Jynarque (tolvaptan) is a selective vasopressin V2-receptor antagonist.
Jynarque is specifically indicated to slow kidney function decline in adults at risk of rapidly progressing autosomal dominant polycystic kidney disease.
Jynarque is supplied as a tablet for oral administration. The recommended initial dose is 60 mg orally per day as 45 mg taken on waking and 15 mg taken 8 hours later. Titrate to 60 mg plus 30 mg then to 90 mg plus 30 mg per day if tolerated with at least weekly intervals between titrations. Patients may down-titrate based on tolerability.
The FDA approval of Jynarque was based on two pivotal trials, lasting one year and three years, respectively. In the one-year REPRISE study, the primary endpoint was the treatment difference in the change of eGFR from pretreatment baseline to post-treatment follow-up, annualized by dividing by each subject’s treatment duration. In the randomized period, the change of eGFR from pretreatment baseline to post-treatment follow-up was −2.3 mL/min/1.73 m2/year with tolvaptan as compared with −3.6 mL/min/1.73 m2/year with placebo, corresponding to a treatment effect of 1.3 mL/min/1.73 m2/year (p <0.0001). In the three-year TEMPO 3:4 study, tolvaptan reduced the rate of decline in eGFR by 1.0 mL /min /1.73m2 /year as compared to placebo in patients with earlier stages of ADPKD. In the extension trial, eGFR differences produced by the third year of the TEMPO 3:4 trial were maintained over the next 2 years of Jynarque treatment. The primary endpoint in TEMPO 3:4 study was the intergroup difference for rate of change of total kidney volume (TKV) normalized as a percentage. The trial met its pre-specified primary endpoint of 3-year change in TKV (p<0.0001).
Adverse effects associated with the use of Jynarque may include, but are not limited to, the following:
The Jynarque label comes with the following Black Box Warning:
Jynarque (tolvaptan) can cause serious and potentially fatal liver injury. Acute liver failure requiring liver transplantation has been reported. Measure ALT, AST and bilirubin before initiating treatment, at 2 weeks and 4 weeks after initiation, then monthly for the ﬁrst 18 months and every 3 months thereafter. Prompt action in response to laboratory abnormalities, signs, or symptoms indicative of hepatic injury can mitigate, but not eliminate, the risk of serious hepatotoxicity. Because of the risks of serious liver injury, Jynarque is available only through a restricted distribution program under a Risk Evaluation and Mitigation Strategy (REMS).
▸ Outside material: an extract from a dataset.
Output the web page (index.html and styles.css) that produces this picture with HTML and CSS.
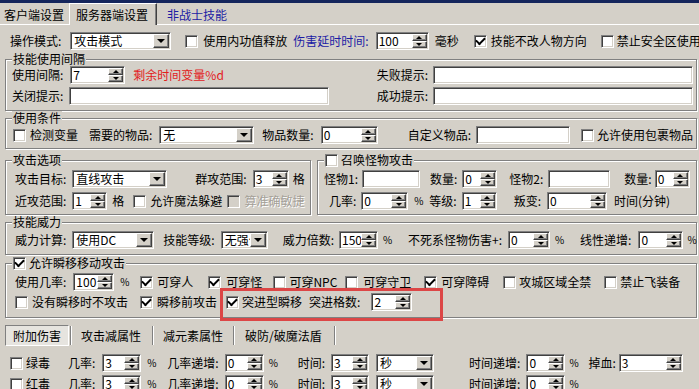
FILE: index.html
```html
<!DOCTYPE html>
<html lang="zh-CN">
<head>
<meta charset="utf-8">
<title>服务器端设置</title>
<link rel="stylesheet" href="styles.css">
</head>
<body>
<div class="win">
  <div class="topbar"></div>
  <div class="tabs">
    <div class="tab first">客户端设置</div>
    <div class="tab sel">服务器端设置</div>
    <div class="tab blue m10">非战士技能</div>
  </div>

  <div class="row r-top">
    <span class="m10">操作模式:</span>
    <div class="combo w101 m9"><span class="v">攻击模式</span><span class="db"></span></div>
    <span class="cb m14"></span><span class="m5">使用内功值释放</span>
    <span class="blue m6">伤害延时时间:</span>
    <div class="spin w53 m7"><span class="v">100</span><span class="sb"><i class="up"></i><i class="dn"></i></span></div>
    <span class="m6">毫秒</span>
    <span class="cb on m15"></span><span class="m4">技能不改人物方向</span>
    <span class="cb m14"></span><span class="m3">禁止安全区使用</span>
  </div>

  <div class="group g1">
    <div class="legend">技能使用间隔</div>
    <div class="row">
      <span class="m6">使用间隔:</span>
      <div class="spin w55 m7"><span class="v">7</span><span class="sb"><i class="up"></i><i class="dn"></i></span></div>
      <span class="red m8">剩余时间变量%d</span>
      <div class="right"><span>失败提示:</span><div class="field w260 m5"></div></div>
    </div>
    <div class="row mt3">
      <span class="m6">关闭提示:</span>
      <div class="field w260 m6"></div>
      <div class="right"><span>成功提示:</span><div class="field w260 m5"></div></div>
    </div>
  </div>

  <div class="group g2">
    <div class="legend">使用条件</div>
    <div class="row mt1">
      <span class="cb m7"></span><span class="m4">检测变量</span>
      <span class="m11">需要的物品:</span>
      <div class="combo w95 m7"><span class="v">无</span><span class="db"></span></div>
      <span class="m8">物品数量:</span>
      <div class="spin w57 m7"><span class="v">0</span><span class="sb"><i class="up"></i><i class="dn"></i></span></div>
      <span class="m30">自定义物品:</span>
      <div class="field w94 m5"></div>
      <span class="cb m11"></span><span class="m3">允许使用包裹物品</span>
    </div>
  </div>

  <div class="pair">
    <div class="group g3a">
      <div class="legend">攻击选项</div>
      <div class="row mt3">
        <span class="m9">攻击目标:</span>
        <div class="combo w95 m6"><span class="v">直线攻击</span><span class="db"></span></div>
        <span class="m28">群攻范围:</span>
        <div class="spin w36 m6"><span class="v">3</span><span class="sb"><i class="up"></i><i class="dn"></i></span></div>
        <span class="m4">格</span>
      </div>
      <div class="row mt4">
        <span class="m9">近攻范围:</span>
        <div class="spin w35 m6"><span class="v">1</span><span class="sb"><i class="up"></i><i class="dn"></i></span></div>
        <span class="m5">格</span>
        <span class="cb m9"></span><span class="m4">允许魔法躲避</span>
        <span class="cb dis m5"></span><span class="dis m4">算准确敏捷</span>
      </div>
    </div>
    <div class="group g3b">
      <div class="legend"><span class="cb"></span><span class="m3">召唤怪物攻击</span></div>
      <div class="row mt3">
        <span class="m6">怪物1:</span>
        <div class="field w58 m4"></div>
        <span class="m10">数量:</span>
        <div class="spin w35 m5"><span class="v">0</span><span class="sb"><i class="up"></i><i class="dn"></i></span></div>
        <span class="m12">怪物2:</span>
        <div class="field w62 m5"></div>
        <span class="m14">数量:</span>
        <div class="spin w35 m3"><span class="v">0</span><span class="sb"><i class="up"></i><i class="dn"></i></span></div>
      </div>
      <div class="row mt4">
        <span class="m11">几率:</span>
        <div class="spin w47 m5"><span class="v">0</span><span class="sb"><i class="up"></i><i class="dn"></i></span></div>
        <span class="pct m6">%</span>
        <span class="m7">等级:</span>
        <div class="spin w35 m5"><span class="v">1</span><span class="sb"><i class="up"></i><i class="dn"></i></span></div>
        <span class="m17">叛变:</span>
        <div class="spin w60 m6"><span class="v">0</span><span class="sb"><i class="up"></i><i class="dn"></i></span></div>
        <span class="m7">时间(分钟)</span>
      </div>
    </div>
  </div>

  <div class="group g4">
    <div class="legend">技能威力</div>
    <div class="row mt2">
      <span class="m9">威力计算:</span>
      <div class="combo w82 m6"><span class="v">使用DC</span><span class="db"></span></div>
      <span class="m9">技能等级:</span>
      <div class="combo w47 m6"><span class="v trunc">无强化</span><span class="db"></span></div>
      <span class="m15">威力倍数:</span>
      <div class="spin w39 m5"><span class="v">150</span><span class="sb"><i class="up"></i><i class="dn"></i></span></div>
      <span class="pct m5">%</span>
      <span class="m17">不死系怪物伤害+:</span>
      <div class="spin w42 m6"><span class="v">0</span><span class="sb"><i class="up"></i><i class="dn"></i></span></div>
      <span class="pct m5">%</span>
      <span class="m17">线性递增:</span>
      <div class="spin w45 m7"><span class="v">0</span><span class="sb"><i class="up"></i><i class="dn"></i></span></div>
      <span class="pct m4">%</span>
    </div>
  </div>

  <div class="group g5">
    <div class="legend"><span class="cb on"></span><span class="m3">允许瞬移移动攻击</span></div>
    <div class="row mt3">
      <span class="m9">使用几率:</span>
      <div class="spin w41 m7"><span class="v">100</span><span class="sb"><i class="up"></i><i class="dn"></i></span></div>
      <span class="pct m6">%</span>
      <span class="cb on m12"></span><span class="m4">可穿人</span>
      <span class="cb on m15"></span><span class="m5">可穿怪</span>
      <span class="cb m11"></span><span class="m3">可穿NPC</span>
      <span class="cb m8"></span><span class="m5">可穿守卫</span>
      <span class="cb on m13"></span><span class="m4">可穿障碍</span>
      <span class="cb m14"></span><span class="m3">攻城区域全禁</span>
      <span class="cb m13"></span><span class="m3">禁止飞装备</span>
    </div>
    <div class="row mt2">
      <span class="cb m9"></span><span class="m4">没有瞬移时不攻击</span>
      <span class="cb on m12"></span><span class="m4">瞬移前攻击</span>
      <span class="cb on m9"></span><span class="m3">突进型瞬移</span>
      <span class="m7">突进格数:</span>
      <div class="spin w41 m11"><span class="v">2</span><span class="sb"><i class="up"></i><i class="dn"></i></span></div>
    </div>
  </div>

  <div class="btabs">
    <div class="btab sel m5">附加伤害</div>
    <i class="sep m1"></i>
    <span class="m9">攻击减属性</span>
    <i class="sep m11"></i>
    <span class="m9">减元素属性</span>
    <i class="sep m10"></i>
    <span class="m10">破防/破魔法盾</span>
    <i class="sep m12"></i>
  </div>

  <div class="row mt8">
    <span class="cb m10"></span><span class="m3">绿毒</span>
    <span class="m18">几率:</span>
    <div class="spin w39 m7"><span class="v">3</span><span class="sb"><i class="up"></i><i class="dn"></i></span></div>
    <span class="pct m6">%</span>
    <span class="m12">几率递增:</span>
    <div class="spin w39 m6"><span class="v">0</span><span class="sb"><i class="up"></i><i class="dn"></i></span></div>
    <span class="pct m5">%</span>
    <span class="m21">时间:</span>
    <div class="spin w38 m6"><span class="v">3</span><span class="sb"><i class="up"></i><i class="dn"></i></span></div>
    <div class="combo w58 m7"><span class="v">秒</span><span class="db"></span></div>
    <span class="m35">时间递增:</span>
    <div class="spin w39 m6"><span class="v">0</span><span class="sb"><i class="up"></i><i class="dn"></i></span></div>
    <span class="pct m4">%</span>
    <span class="m11">掉血:</span>
    <div class="spin w64 m3"><span class="v">3</span><span class="sb"><i class="up"></i><i class="dn"></i></span></div>
  </div>
  <div class="row mt3">
    <span class="cb m10"></span><span class="m3">红毒</span>
    <span class="m18">几率:</span>
    <div class="spin w39 m7"><span class="v">3</span><span class="sb"><i class="up"></i><i class="dn"></i></span></div>
    <span class="pct m6">%</span>
    <span class="m12">几率递增:</span>
    <div class="spin w39 m6"><span class="v">0</span><span class="sb"><i class="up"></i><i class="dn"></i></span></div>
    <span class="pct m5">%</span>
    <span class="m21">时间:</span>
    <div class="spin w38 m6"><span class="v">3</span><span class="sb"><i class="up"></i><i class="dn"></i></span></div>
    <div class="combo w58 m7"><span class="v">秒</span><span class="db"></span></div>
    <span class="m35">时间递增:</span>
    <div class="spin w39 m6"><span class="v">0</span><span class="sb"><i class="up"></i><i class="dn"></i></span></div>
    <span class="pct m4">%</span>
  </div>

  <div class="mark"></div>
</div>
</body>
</html>
```

FILE: styles.css
```css
* { box-sizing: border-box; }
body {
  margin: 0;
  background: #d4d0c8;
  font: 12px/14px "Noto Sans CJK SC", "Noto Sans CJK TC", sans-serif;
  color: #000;
}
.win {
  position: relative;
  width: 699px;
  height: 389px;
  overflow: hidden;
  background: #d4d0c8;
}
.topbar { height: 3px; background: #14255c; }

/* top tab strip */
.tabs {
  display: flex;
  align-items: flex-end;
  height: 22px;
  border-bottom: 1px solid #fff;
}
.tab {
  display: flex;
  align-items: center;
  height: 19px;
  white-space: nowrap;
  flex-shrink: 0;
}
.tab.first { width: 69px; padding-left: 4px; }
.tab.sel {
  width: 88px;
  height: 22px;
  margin-bottom: -1px;
  padding-left: 6px;
  background: #d4d0c8;
  border-left: 1px solid #fff;
  border-top: 1px solid #fff;
  border-right: 1px solid #404040;
  box-shadow: inset -1px 0 #808080;
}

/* generic rows */
.row {
  display: flex;
  align-items: center;
  height: 18px;
}
.row > *, .legend > *, .right > *, .btabs > * { flex-shrink: 0; white-space: nowrap; }
.r-top { margin-top: 7px; }
.right { display: flex; align-items: center; margin-left: auto; margin-right: 3px; }

/* group boxes */
.group {
  border: 1px solid #808080;
  box-shadow: inset 1px 1px #fff, 1px 1px #fff;
  margin: 0 2px 0 5px;
}
.legend {
  display: flex;
  align-items: center;
  width: max-content;
  height: 14px;
  margin: -8px 0 0 6px;
  padding: 0 1px;
  background: #d4d0c8;
}
.g1 { margin-top: 9px; padding-bottom: 5px; }
.g2 { margin-top: 7px; padding-bottom: 4px; }
.pair { display: flex; gap: 6px; margin: 11px 2px 0 5px; }
.pair .group { margin: 0; padding-bottom: 4px; }
.g3a { width: 306px; }
.g3b { flex: 1; }
.g4 { margin-top: 7px; padding-bottom: 5px; }
.g5 { margin-top: 8px; padding-bottom: 6px; }

/* sunken field */
.field, .spin, .combo {
  height: 18px;
  background: #fff;
  border: 1px solid;
  border-color: #808080 #fff #fff #808080;
  box-shadow: inset 1px 1px #404040, inset -1px -1px #d4d0c8;
}
.spin, .combo { display: flex; align-items: stretch; padding: 1px; }
.spin .v, .combo .v {
  flex: 1;
  min-width: 0;
  display: flex;
  align-items: center;
  white-space: nowrap;
  padding-left: 1px;
}
.combo .v { padding-left: 2px; }
.combo .v.trunc { overflow-x: clip; }
.sb { display: flex; flex-direction: column; width: 15px; }
.sb i {
  flex: 1;
  display: flex;
  align-items: center;
  justify-content: center;
  background: #d4d0c8;
  border: 1px solid;
  border-color: #fff #404040 #404040 #fff;
  box-shadow: inset -1px -1px #808080;
}
.sb .up::after {
  content: "";
  border-left: 3px solid transparent;
  border-right: 3px solid transparent;
  border-bottom: 3px solid #000;
}
.sb .dn::after {
  content: "";
  border-left: 3px solid transparent;
  border-right: 3px solid transparent;
  border-top: 3px solid #000;
}
.db {
  width: 16px;
  display: flex;
  align-items: center;
  justify-content: center;
  background: #d4d0c8;
  border: 1px solid;
  border-color: #fff #404040 #404040 #fff;
  box-shadow: inset -1px -1px #808080;
}
.db::after {
  content: "";
  border-left: 4px solid transparent;
  border-right: 4px solid transparent;
  border-top: 4px solid #000;
}

/* checkbox */
.cb {
  display: inline-flex;
  align-items: center;
  justify-content: center;
  width: 13px;
  height: 13px;
  background: #fff;
  border: 1px solid;
  border-color: #808080 #fff #fff #808080;
  box-shadow: inset 1px 1px #404040, inset -1px -1px #d4d0c8;
}
.cb.on::after {
  content: "";
  width: 7px;
  height: 4px;
  margin-top: -2px;
  border-left: 2px solid #000;
  border-bottom: 2px solid #000;
  transform: rotate(-45deg);
}
.cb.dis { background: #d4d0c8; }

/* text variants */
.blue { color: #1c1ca4; }
.red { color: #e2201c; }
span.dis { color: #a4a098; text-shadow: 1px 1px #fff; }
.pct { width: 8px; font-size: 10px; text-align: center; }

/* lower tab strip */
.btabs {
  display: flex;
  align-items: center;
  height: 21px;
  margin-top: 7px;
}
.btab.sel {
  display: flex;
  align-items: center;
  justify-content: center;
  width: 64px;
  height: 21px;
  background: #e6e4df;
  border: 1px solid;
  border-color: #808080 #fff #fff #808080;
}
.sep {
  width: 2px;
  height: 19px;
  border-left: 1px solid #808080;
  border-right: 1px solid #fff;
}

/* annotation frame */
.mark {
  position: absolute;
  left: 220px;
  top: 288px;
  width: 223px;
  height: 33px;
  border: 3px solid #dc4646;
}

/* spacing helpers */
.m1 { margin-left: 1px; }
.m3 { margin-left: 3px; }
.m4 { margin-left: 4px; }
.m5 { margin-left: 5px; }
.m6 { margin-left: 6px; }
.m7 { margin-left: 7px; }
.m8 { margin-left: 8px; }
.m9 { margin-left: 9px; }
.m10 { margin-left: 10px; }
.m11 { margin-left: 11px; }
.m12 { margin-left: 12px; }
.m13 { margin-left: 13px; }
.m14 { margin-left: 14px; }
.m15 { margin-left: 15px; }
.m17 { margin-left: 17px; }
.m18 { margin-left: 18px; }
.m21 { margin-left: 21px; }
.m28 { margin-left: 28px; }
.m30 { margin-left: 30px; }
.m35 { margin-left: 35px; }
.mt1 { margin-top: 1px; }
.mt2 { margin-top: 2px; }
.mt3 { margin-top: 3px; }
.mt4 { margin-top: 4px; }
.mt8 { margin-top: 8px; }

/* control widths */
.w35 { width: 35px; }
.w36 { width: 36px; }
.w38 { width: 38px; }
.w39 { width: 39px; }
.w41 { width: 41px; }
.w42 { width: 42px; }
.w45 { width: 45px; }
.w47 { width: 47px; }
.w53 { width: 53px; }
.w55 { width: 55px; }
.w57 { width: 57px; }
.w58 { width: 58px; }
.w60 { width: 60px; }
.w62 { width: 62px; }
.w64 { width: 64px; }
.w82 { width: 82px; }
.w94 { width: 94px; }
.w95 { width: 95px; }
.w101 { width: 101px; }
.w260 { width: 260px; }
```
Jynarque (tolvaptan) is a selective vasopressin V2-receptor antagonist with an afﬁnity for the V2-receptor that is 1.8 times that of native arginine vasopressin (AVP). Tolvaptan afﬁnity for the V2-receptor is 29 times that for the V1a-receptor. Decreased binding of vasopressin to the V2-receptor in the kidney lowers adenylate cyclase activity resulting in a decrease in intracellular adenosine 3′, 5′-cyclic monophosphate (cAMP) concentrations. Decreased cAMP concentrations prevent aquaporin 2 containing vesicles from fusing with the plasma membrane, which in turn causes an increase in urine water excretion, an increase in free water clearance (aquaresis) and a decrease in urine osmolality.